Under oath, Wrobel testified that he did indeed make money from his and Bick’s business, W&B Wholesale, by buying and reselling electronics with investors’ money. Wrobel testified Bick would tell investors the plans were to buy wholesale electronics, resell them online “and a percent of the profits from the sales were going to go back to them,” while he spoke to them about “logistics.”
However, when the two men discovered some of their inventory was counterfeit, the venture stalled, coming to a halt, the testimony remarked.
They continued taking money from their “investors,” — employees at the Matrix Corporate Center where Bick worked, fellow Danbury High School classmates, friends and their parents — after their accounts were shut down, according to the testimony.
The money was spent on trips and dinners as well as used to pay back other stakeholders, the testimony indicated.

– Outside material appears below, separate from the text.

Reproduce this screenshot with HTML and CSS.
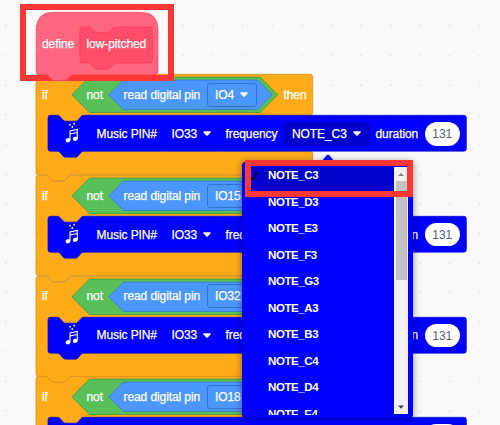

In one example, a friend’s father who entered into a loan agreement with Bick and Wrobel was sent fake spreadsheets of falsified sales and told his money was being used to purchase palettes of iPhones even after the business had stopped, according to emails introduced during the testimony.
Bick admits he wouldn’t take it all back
Bick said had he known what a Ponzi scheme was at the time, he’d never have done it. In looking at his actions, at who he is today, he’d be sure not to make the same mistakes but still wouldn’t take it all back.
“I look at who I am today... and I wouldn’t take that back. I went through so much, I suffered a lot and I think I became a much better person,” he said.
“I’m sorry that people lost money, but they’re going to get it back eventually. I know it’s not the answer everyone wants to hear, but it’s a work in progress,” he added.